Ajayi-Kadir warned that over 65 percent of private businesses, especially manufacturing concerns and Small and Medium Industries (SMIs), may be forced to shut down due to the high electricity tariff. He argued that the tariff hike, justified by the need to address mounting debt and ensure the power sector’s functionality, would disproportionately affect small businesses, leading to higher utility bills and potential closures.

MAN President Otunba Francis Meshioye called for a pro-manufacturing policy to enhance the sector’s performance, emphasizing the importance of adequate electricity supply for economic growth. He noted that electricity-related expenses constitute a significant portion of production overheads in some sub-sectors, arguing that the tariff hike contradicts the Multi-Year Tariff Order (MYTO) and does not reflect current exchange rate realities.
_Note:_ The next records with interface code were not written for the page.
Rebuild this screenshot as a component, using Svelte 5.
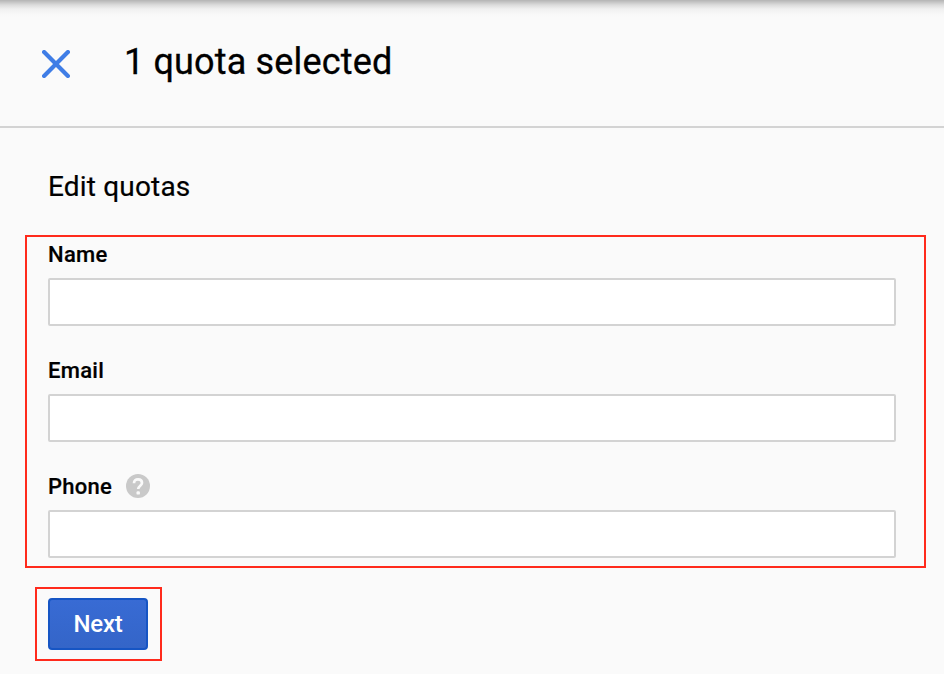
<script>
  const fields = [
    { id: 'name', label: 'Name' },
    { id: 'email', label: 'Email' },
    { id: 'phone', label: 'Phone', help: true }
  ];
</script>

<main>
  <header>
    <button class="close" aria-label="Close">
      <svg width="28" height="28" viewBox="0 0 28 28"><path d="M2.100 2.100L25.900 25.900M25.900 2.100L2.100 25.900" /></svg>
    </button>
    <h1>1 quota selected</h1>
  </header>
  <h2>Edit quotas</h2>
  <form>
    <section class="fields">
      {#each fields as f}
        <div class="field">
          <div class="label">
            <label for={f.id}>{f.label}</label>
            {#if f.help}
              <svg class="help" width="24" height="24" viewBox="0 0 24 24">
                <circle cx="12" cy="12" r="12" />
                <path d="M8 9.200C8 6.600 9.700 5.400 12 5.400s4 1.400 4 3.500c0 2.600-3.800 3-3.800 6.200" />
                <rect x="10.500" y="17.200" width="3.400" height="3.400" rx="1.200" />
              </svg>
            {/if}
          </div>
          <input id={f.id} type="text" />
        </div>
      {/each}
    </section>
    <div class="action"><button class="next" type="button">Next</button></div>
  </form>
</main>

<style>
  :global(body) { background: #fafafa; }
  main {
    box-sizing: border-box;
    height: 674px;
    overflow: hidden;
    font-family: Roboto, sans-serif;
    color: #000;
    background: linear-gradient(#b4b4b4, #c4c4c4 2px, #dcdcdc 5px, #f0f0f0 9px, #f8f8f8 14px, #fafafa 18px);
  }
  header {
    box-sizing: border-box;
    height: 128px;
    display: flex;
    align-items: flex-start;
    border-bottom: 2px solid #d3d3d3;
    padding-left: 42px;
  }
  .close { display: block; margin: 50px 54px 0 0; padding: 0; border: 0; background: none; line-height: 0; }
  .close path { stroke: #3f7de6; stroke-width: 4.2; stroke-linecap: round; fill: none; }
  h1 { margin: 40px 0 0; font-size: 36px; line-height: 44px; font-weight: 400; letter-spacing: 0.16px; white-space: nowrap; -webkit-text-stroke: 0.3px #000; }
  h2 { margin: 43px 0 0 48px; font-size: 28px; line-height: 32px; font-weight: 400; letter-spacing: 0.18px; -webkit-text-stroke: 0.2px #000; }
  .fields {
    box-sizing: border-box;
    width: 901px;
    height: 333px;
    margin: 32px 0 0 25px;
    padding: 5px 0 0 21px;
    border: 2px solid #ff2a1c;
  }
  .field { height: 116px; }
  .label { height: 36px; display: flex; align-items: flex-start; }
  label { font-size: 22px; line-height: 26px; font-weight: 500; letter-spacing: 0.28px; -webkit-text-stroke: 0.2px #000; }
  .help { margin: 0 0 0 14px; }
  .help circle { fill: #c9c9c9; }
  .help path { fill: none; stroke: #fafafa; stroke-width: 2.7; }
  .help rect { fill: #fafafa; }
  input {
    display: block;
    box-sizing: border-box;
    width: 848px;
    height: 48px;
    border: 2px solid #d3d3d3;
    border-radius: 2px;
    background: #fff;
    padding: 0 12px;
    font: 22px Roboto, sans-serif;
  }
  .action {
    box-sizing: border-box;
    width: 127px;
    height: 74px;
    margin: 19px 0 0 35px;
    padding: 9px 0 0 11px;
    border: 2px solid #ff2a1c;
  }
  .next {
    display: block;
    box-sizing: border-box;
    width: 100px;
    height: 52px;
    padding: 0;
    border: 2px solid #1655c4;
    border-radius: 4px;
    background: linear-gradient(#386bd4, #3465c8);
    color: #fff;
    font: 500 24px Roboto, sans-serif;
    letter-spacing: -0.2px;
  }
</style>
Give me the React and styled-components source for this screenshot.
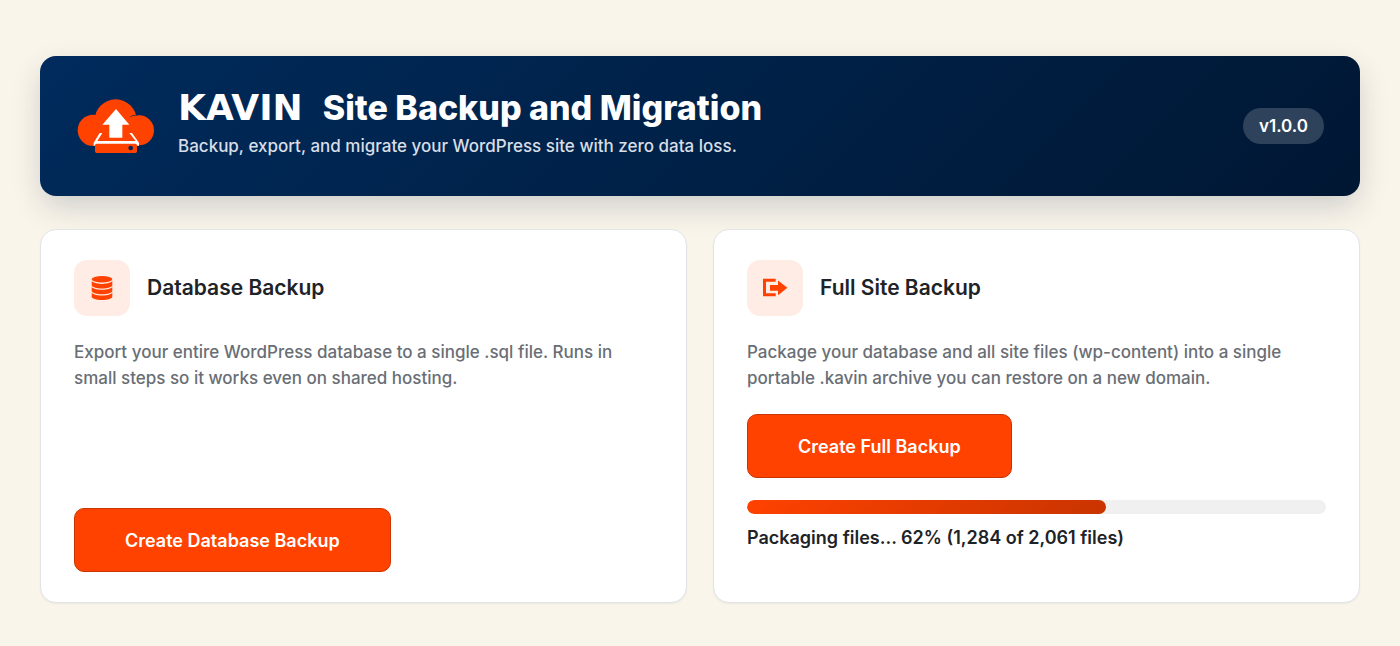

Meshioye also criticized NERC and DisCos for failing to explain how the tariff increase would lead to substantial improvements in electricity generation and supply. He pointed out that the installed capacity has not been fully utilized due to limitations in the generation and distribution infrastructure, resulting in frequent outages and production losses for manufacturers.

In summary, manufacturers continue to demand a complete suspension of the electricity tariff hike, citing its detrimental impact on the economy and the manufacturing sector. They argue that the high tariff, coupled with inadequate electricity supply, threatens the competitiveness and viability of Nigerian businesses.